Over the next two years after the incident, the fortifications at Nagasaki were expanded somewhat, upon the orders of the shogunate. Fukuoka han constructed new gun batteries at five locations in 1809, and Saga expanded existing fortifications at four locations in 1810. Meanwhile, the shogunate also ordered the two domains to double the amount of ammunition on hand at the harbor fortifications; between the two, they provided less than half of what was demanded, which was still more than could be fired with the amount of gunpowder available.

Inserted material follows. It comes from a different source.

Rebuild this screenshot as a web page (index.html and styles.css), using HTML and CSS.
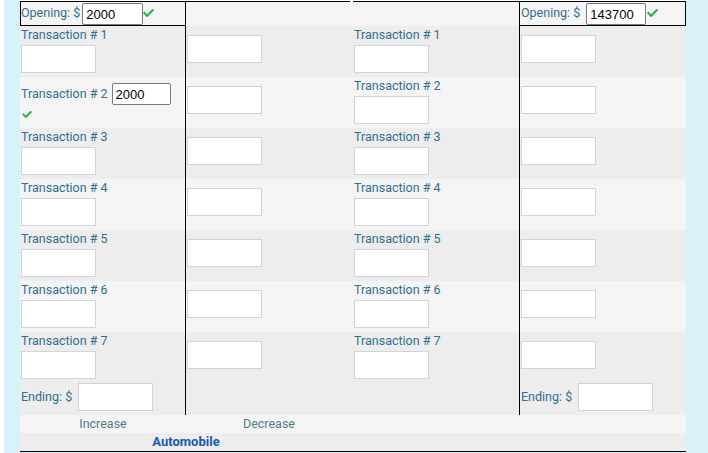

Finally, the shogunate attempted to implement a system by which Dutch ships could verify their identity through the use of a set of signals employing flags and lanterns. Additional edicts called for Nagasaki locals to lend their weapons and boats to the effort of defending the harbor. Yet, in the end, the physical defenses remained inadequate, the Nagasaki bugyô remained powerless to unequivocally directly command any significant number of forces at all, and significant ambiguities remained in the extent to which Saga and Fukuoka were each responsible for contributing to the defense, and for obeying the Nagasaki bugyô.


  • Wilson, Noell. "Tokugawa Defense Redux: Organizational Failure in the Phaeton Incident of 1808." Journal of Japanese Studies 36:1 (Winter 2010). pp1-32.